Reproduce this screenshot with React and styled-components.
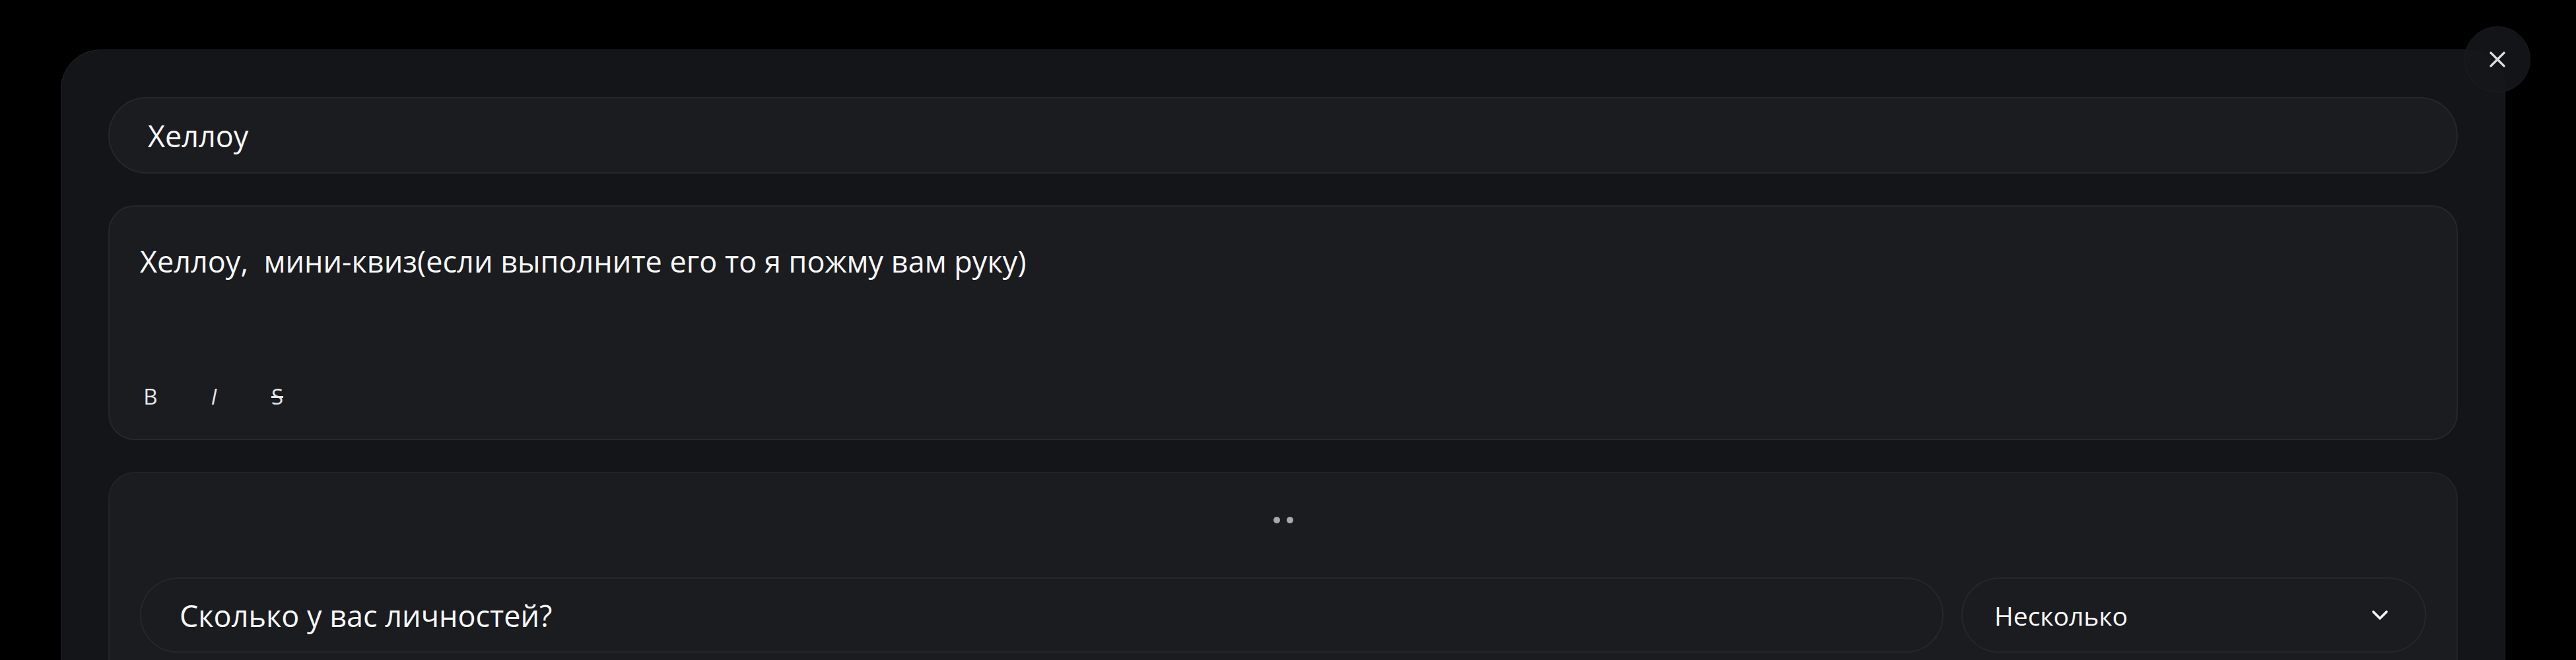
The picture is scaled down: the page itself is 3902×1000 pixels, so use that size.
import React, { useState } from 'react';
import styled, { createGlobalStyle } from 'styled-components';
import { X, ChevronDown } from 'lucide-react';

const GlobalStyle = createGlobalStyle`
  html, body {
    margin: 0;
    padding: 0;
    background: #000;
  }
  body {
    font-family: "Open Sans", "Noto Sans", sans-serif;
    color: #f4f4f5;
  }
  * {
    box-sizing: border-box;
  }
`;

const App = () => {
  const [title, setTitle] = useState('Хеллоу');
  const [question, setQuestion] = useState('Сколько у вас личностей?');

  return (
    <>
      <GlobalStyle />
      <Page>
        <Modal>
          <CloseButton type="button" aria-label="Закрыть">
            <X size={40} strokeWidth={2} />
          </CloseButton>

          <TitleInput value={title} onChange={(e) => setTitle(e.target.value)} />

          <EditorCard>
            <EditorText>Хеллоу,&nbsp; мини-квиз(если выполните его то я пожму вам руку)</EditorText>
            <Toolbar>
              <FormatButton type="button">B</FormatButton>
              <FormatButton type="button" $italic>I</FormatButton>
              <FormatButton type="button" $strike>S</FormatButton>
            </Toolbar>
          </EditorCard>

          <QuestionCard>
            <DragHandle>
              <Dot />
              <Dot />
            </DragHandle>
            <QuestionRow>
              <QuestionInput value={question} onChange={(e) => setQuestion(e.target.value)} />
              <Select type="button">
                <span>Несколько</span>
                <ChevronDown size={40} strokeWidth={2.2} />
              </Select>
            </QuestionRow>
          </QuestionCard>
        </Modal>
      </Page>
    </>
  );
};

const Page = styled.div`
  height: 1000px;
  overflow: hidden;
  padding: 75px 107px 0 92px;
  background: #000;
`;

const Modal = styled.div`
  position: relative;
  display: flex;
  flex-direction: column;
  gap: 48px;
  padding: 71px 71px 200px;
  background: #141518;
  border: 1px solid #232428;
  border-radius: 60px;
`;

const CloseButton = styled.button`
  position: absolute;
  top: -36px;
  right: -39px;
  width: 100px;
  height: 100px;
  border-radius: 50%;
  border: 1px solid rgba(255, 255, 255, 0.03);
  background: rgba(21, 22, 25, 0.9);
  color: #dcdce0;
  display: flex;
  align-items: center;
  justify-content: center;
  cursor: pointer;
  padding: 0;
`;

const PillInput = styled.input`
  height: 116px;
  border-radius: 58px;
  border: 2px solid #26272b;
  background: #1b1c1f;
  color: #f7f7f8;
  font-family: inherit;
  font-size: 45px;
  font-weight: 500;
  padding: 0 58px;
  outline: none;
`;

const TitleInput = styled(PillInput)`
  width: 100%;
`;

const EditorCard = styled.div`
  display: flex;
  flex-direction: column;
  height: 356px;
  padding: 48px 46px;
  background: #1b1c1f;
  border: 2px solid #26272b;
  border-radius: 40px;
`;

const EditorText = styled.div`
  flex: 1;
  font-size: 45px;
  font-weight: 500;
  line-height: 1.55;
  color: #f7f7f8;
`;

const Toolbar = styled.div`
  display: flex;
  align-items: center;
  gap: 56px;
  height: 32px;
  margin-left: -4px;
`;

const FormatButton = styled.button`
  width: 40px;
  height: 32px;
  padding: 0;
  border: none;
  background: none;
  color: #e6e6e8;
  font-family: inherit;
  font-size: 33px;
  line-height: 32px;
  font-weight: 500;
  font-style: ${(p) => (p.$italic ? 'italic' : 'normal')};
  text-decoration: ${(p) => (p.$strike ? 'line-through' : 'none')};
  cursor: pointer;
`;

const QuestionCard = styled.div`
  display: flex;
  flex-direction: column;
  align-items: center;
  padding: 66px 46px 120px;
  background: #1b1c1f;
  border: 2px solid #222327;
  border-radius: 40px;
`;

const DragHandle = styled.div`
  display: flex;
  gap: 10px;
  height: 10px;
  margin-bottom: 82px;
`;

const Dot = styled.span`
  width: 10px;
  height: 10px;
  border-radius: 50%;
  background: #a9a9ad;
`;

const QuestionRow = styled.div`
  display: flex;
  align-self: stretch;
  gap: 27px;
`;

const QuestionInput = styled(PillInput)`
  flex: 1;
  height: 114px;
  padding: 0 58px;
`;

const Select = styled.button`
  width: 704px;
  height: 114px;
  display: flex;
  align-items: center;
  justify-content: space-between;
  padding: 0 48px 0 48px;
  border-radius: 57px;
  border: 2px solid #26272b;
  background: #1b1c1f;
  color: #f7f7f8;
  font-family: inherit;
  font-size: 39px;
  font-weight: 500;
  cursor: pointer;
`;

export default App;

INSTRUCTIONS TO FOLLOW: Repeat the material verbatim. Do not carry over any picture.

CORRECT RESPONSE:
Reproduce this screenshot with React and styled-components.
The picture is scaled down: the page itself is 3902×1000 pixels, so use that size.
import React, { useState } from 'react';
import styled, { createGlobalStyle } from 'styled-components';
import { X, ChevronDown } from 'lucide-react';

const GlobalStyle = createGlobalStyle`
  html, body {
    margin: 0;
    padding: 0;
    background: #000;
  }
  body {
    font-family: "Open Sans", "Noto Sans", sans-serif;
    color: #f4f4f5;
  }
  * {
    box-sizing: border-box;
  }
`;

const App = () => {
  const [title, setTitle] = useState('Хеллоу');
  const [question, setQuestion] = useState('Сколько у вас личностей?');

  return (
    <>
      <GlobalStyle />
      <Page>
        <Modal>
          <CloseButton type="button" aria-label="Закрыть">
            <X size={40} strokeWidth={2} />
          </CloseButton>

          <TitleInput value={title} onChange={(e) => setTitle(e.target.value)} />

          <EditorCard>
            <EditorText>Хеллоу,&nbsp; мини-квиз(если выполните его то я пожму вам руку)</EditorText>
            <Toolbar>
              <FormatButton type="button">B</FormatButton>
              <FormatButton type="button" $italic>I</FormatButton>
              <FormatButton type="button" $strike>S</FormatButton>
            </Toolbar>
          </EditorCard>

          <QuestionCard>
            <DragHandle>
              <Dot />
              <Dot />
            </DragHandle>
            <QuestionRow>
              <QuestionInput value={question} onChange={(e) => setQuestion(e.target.value)} />
              <Select type="button">
                <span>Несколько</span>
                <ChevronDown size={40} strokeWidth={2.2} />
              </Select>
            </QuestionRow>
          </QuestionCard>
        </Modal>
      </Page>
    </>
  );
};

const Page = styled.div`
  height: 1000px;
  overflow: hidden;
  padding: 75px 107px 0 92px;
  background: #000;
`;

const Modal = styled.div`
  position: relative;
  display: flex;
  flex-direction: column;
  gap: 48px;
  padding: 71px 71px 200px;
  background: #141518;
  border: 1px solid #232428;
  border-radius: 60px;
`;

const CloseButton = styled.button`
  position: absolute;
  top: -36px;
  right: -39px;
  width: 100px;
  height: 100px;
  border-radius: 50%;
  border: 1px solid rgba(255, 255, 255, 0.03);
  background: rgba(21, 22, 25, 0.9);
  color: #dcdce0;
  display: flex;
  align-items: center;
  justify-content: center;
  cursor: pointer;
  padding: 0;
`;

const PillInput = styled.input`
  height: 116px;
  border-radius: 58px;
  border: 2px solid #26272b;
  background: #1b1c1f;
  color: #f7f7f8;
  font-family: inherit;
  font-size: 45px;
  font-weight: 500;
  padding: 0 58px;
  outline: none;
`;

const TitleInput = styled(PillInput)`
  width: 100%;
`;

const EditorCard = styled.div`
  display: flex;
  flex-direction: column;
  height: 356px;
  padding: 48px 46px;
  background: #1b1c1f;
  border: 2px solid #26272b;
  border-radius: 40px;
`;

const EditorText = styled.div`
  flex: 1;
  font-size: 45px;
  font-weight: 500;
  line-height: 1.55;
  color: #f7f7f8;
`;

const Toolbar = styled.div`
  display: flex;
  align-items: center;
  gap: 56px;
  height: 32px;
  margin-left: -4px;
`;

const FormatButton = styled.button`
  width: 40px;
  height: 32px;
  padding: 0;
  border: none;
  background: none;
  color: #e6e6e8;
  font-family: inherit;
  font-size: 33px;
  line-height: 32px;
  font-weight: 500;
  font-style: ${(p) => (p.$italic ? 'italic' : 'normal')};
  text-decoration: ${(p) => (p.$strike ? 'line-through' : 'none')};
  cursor: pointer;
`;

const QuestionCard = styled.div`
  display: flex;
  flex-direction: column;
  align-items: center;
  padding: 66px 46px 120px;
  background: #1b1c1f;
  border: 2px solid #222327;
  border-radius: 40px;
`;

const DragHandle = styled.div`
  display: flex;
  gap: 10px;
  height: 10px;
  margin-bottom: 82px;
`;

const Dot = styled.span`
  width: 10px;
  height: 10px;
  border-radius: 50%;
  background: #a9a9ad;
`;

const QuestionRow = styled.div`
  display: flex;
  align-self: stretch;
  gap: 27px;
`;

const QuestionInput = styled(PillInput)`
  flex: 1;
  height: 114px;
  padding: 0 58px;
`;

const Select = styled.button`
  width: 704px;
  height: 114px;
  display: flex;
  align-items: center;
  justify-content: space-between;
  padding: 0 48px 0 48px;
  border-radius: 57px;
  border: 2px solid #26272b;
  background: #1b1c1f;
  color: #f7f7f8;
  font-family: inherit;
  font-size: 39px;
  font-weight: 500;
  cursor: pointer;
`;

export default App;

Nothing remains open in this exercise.